I published The Shipkiller in 1978. A movie sale and an excited publisher made for a colossal advertising budget, and we were about to launch with double-truck ads in the Sunday Times Book Review and a huge repeating program in the daily paper when the New York Times was shut down by a strike.
This was back in the day when the only place worth advertising a book was in the New York Times, not only for the New York area market, which led book sales, but for every bookstore owner and clerk in the nation, all of whom read the Sunday Times Book Review. We had no place to buy ads, no way to tell a nation of readers that the book was available, no reviews and ads to tell booksellers that the book existed.
As my agent, Henry Morrison, put it: “The Shipkiller would have been a New York Times Bestseller if there had been a New York Times.”
The novel enjoyed strong sales nonetheless, huge sales internationally, and truly wonderful reviews--everywhere but at the New York Times which stayed struck for nearly three months. By the time the printers went back to work we were dead in the water.

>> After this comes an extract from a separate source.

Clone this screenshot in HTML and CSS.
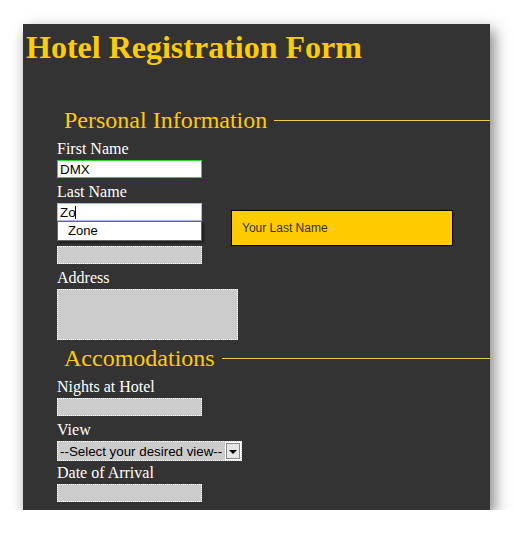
FILE: index.html
```html
<!DOCTYPE html>
<html lang="en">
	<head>
		<meta charset="UTF-8" />
		<meta name="viewport" content="width=device-width, initial-scale=1.0" />
		<title>Hotel Registration Form</title>
		<link rel="stylesheet" href="styles.css">
	</head>
	<body>
		<div class="screen">
			<div class="window">
				<h1>Hotel Registration Form</h1>
				<form class="reg-form">
					<fieldset>
						<legend>Personal Information</legend>
						<label for="firstName">First Name</label>
						<input type="text" id="firstName" class="valid" value="DMX" />
						<label for="lastName">Last Name</label>
						<div class="field-wrap">
							<input type="text" id="lastName" class="active" value="Zo" />
							<span class="caret"></span>
							<ul class="suggest">
								<li>Zone</li>
							</ul>
							<div class="tip">Your Last Name</div>
						</div>
						<label for="email" class="covered" aria-label="Email"></label>
						<input type="text" id="email" />
						<label for="address">Address</label>
						<textarea id="address"></textarea>
					</fieldset>
					<fieldset>
						<legend>Accomodations</legend>
						<label for="nights">Nights at Hotel</label>
						<input type="text" id="nights" />
						<label for="view">View</label>
						<div class="select-wrap">
							<select id="view">
								<option>--Select your desired view--</option>
								<option>Ocean</option>
								<option>City</option>
								<option>Garden</option>
							</select>
						</div>
						<label for="arrival">Date of Arrival</label>
						<input type="text" id="arrival" />
					</fieldset>
				</form>
			</div>
		</div>
	</body>
</html>
```
FILE: styles.css
```css
body {
	margin: 0;
	background: #fff;
	font-family: "Liberation Serif", "Times New Roman", serif;
}

.screen {
	padding: 24px 0 0 23px;
}

.window {
	width: 467px;
	height: 486px;
	background-color: #333;
	overflow: hidden;
	box-shadow: 4px 6px 14px rgba(0, 0, 0, 0.5);
}

h1 {
	margin: 5px 0 0 3px;
	font-size: 32px;
	line-height: 37px;
	font-weight: bold;
	color: #ffcc00;
}

.reg-form {
	margin-top: 40px;
	padding-left: 34px;
}

fieldset {
	margin: 0;
	padding: 6px 0 0 0;
	border: none;
	border-top: 1px solid #f0c838;
	min-width: 0;
}

fieldset + fieldset {
	margin-top: 4px;
}

legend {
	padding: 0 7px;
	font-size: 24px;
	line-height: 28px;
	color: #ffcc00;
}

label {
	display: block;
	font-size: 16px;
	line-height: 18px;
	margin-bottom: 2px;
	color: #fff;
}

label.covered {
	height: 18px;
}

input[type="text"],
textarea,
select {
	display: block;
	box-sizing: border-box;
	margin: 0 0 5px 0;
	padding: 1px 2px;
	font-family: "Liberation Sans", Arial, sans-serif;
	font-size: 13.33px;
	color: #000;
	background-color: #ccc;
	border: 1px dotted #fff;
	outline: none;
}

input[type="text"] {
	width: 145px;
	height: 18px;
}

input.valid {
	background-color: #fff;
	border: 1px solid #22e022;
}

input.active {
	background-color: #fff;
	border: 1px solid #a4bce6;
}

textarea {
	width: 181px;
	height: 51px;
	margin-bottom: 0;
	resize: none;
}

.field-wrap {
	position: relative;
}

.caret {
	position: absolute;
	left: 18px;
	top: 3px;
	width: 1px;
	height: 13px;
	background-color: #000;
}

.suggest {
	position: absolute;
	top: 18px;
	left: 0;
	box-sizing: border-box;
	width: 145px;
	height: 20px;
	margin: 0;
	padding: 0 0 0 10px;
	list-style: none;
	background-color: #fff;
	border: 1px solid #666;
	box-shadow: 2px 2px 2px rgba(0, 0, 0, 0.45);
	font-family: "Liberation Sans", Arial, sans-serif;
	font-size: 13px;
	line-height: 18px;
	color: #000;
}

.tip {
	position: absolute;
	top: 7px;
	left: 174px;
	box-sizing: border-box;
	width: 222px;
	padding: 10px;
	background-color: #ffcc00;
	border: 1px solid #000;
	font-family: "Liberation Sans", Arial, sans-serif;
	font-size: 12px;
	line-height: 14px;
	color: #333;
}

.select-wrap {
	position: relative;
	width: 185px;
	height: 20px;
	margin-bottom: 3px;
}

select {
	appearance: none;
	-webkit-appearance: none;
	width: 100%;
	height: 100%;
	padding: 0 0 0 2px;
	border-radius: 0;
}

.select-wrap::before {
	content: "";
	position: absolute;
	top: 1px;
	right: 1px;
	box-sizing: border-box;
	width: 16px;
	height: 18px;
	background-color: #e6e6e6;
	border: 1px solid #fff;
	box-shadow: inset 0 0 0 1px #8a8a8a;
	pointer-events: none;
}

.select-wrap::after {
	content: "";
	position: absolute;
	top: 9px;
	right: 5px;
	border-left: 4px solid transparent;
	border-right: 4px solid transparent;
	border-top: 4px solid #000;
	pointer-events: none;
}
```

Somehow, The Shipkiller became a cult classic among the sailing and yachting crowds. More miraculously, it seduced people who lived a thousand miles from the water. I routinely receive letters like this: "After I read The Shipkiller I decided to drop out of law school and learn how to sail . . . and now my children are splendid seamen and we all live somewhere in the South Pacific." Years passed and despite numerous hardcover, mass market and book club editions, gradually the novel fell out of print (except in France where you can still buy fresh copies of Le Tueur Des Mers).
Then along came a new movie deal with a talented director who looks like he really will make the film. Next, the otherwise-sober Thriller Writers of America listed The Shipkiller in their anthology, Thrillers: 100 Must-Reads, alongside Theseus and the Minotaur, The Odyssey, Beowulf, The Bourne Identity, and The Hunt For Red October.
The stars were lining up to get back in print. Rather than wait for the movie to get done, we decided to issue it in hardcover and found a publisher who believed that readers still want a handsome hardcover book to hold in their hands. Or he figures that so many copies have succumbed to salt spray, mildew, unscrupulous borrowing, and simply falling overboard that a market exists. Whatever he believes, God bless him. It's coming out on Father's Day, and I am the happiest writer in America.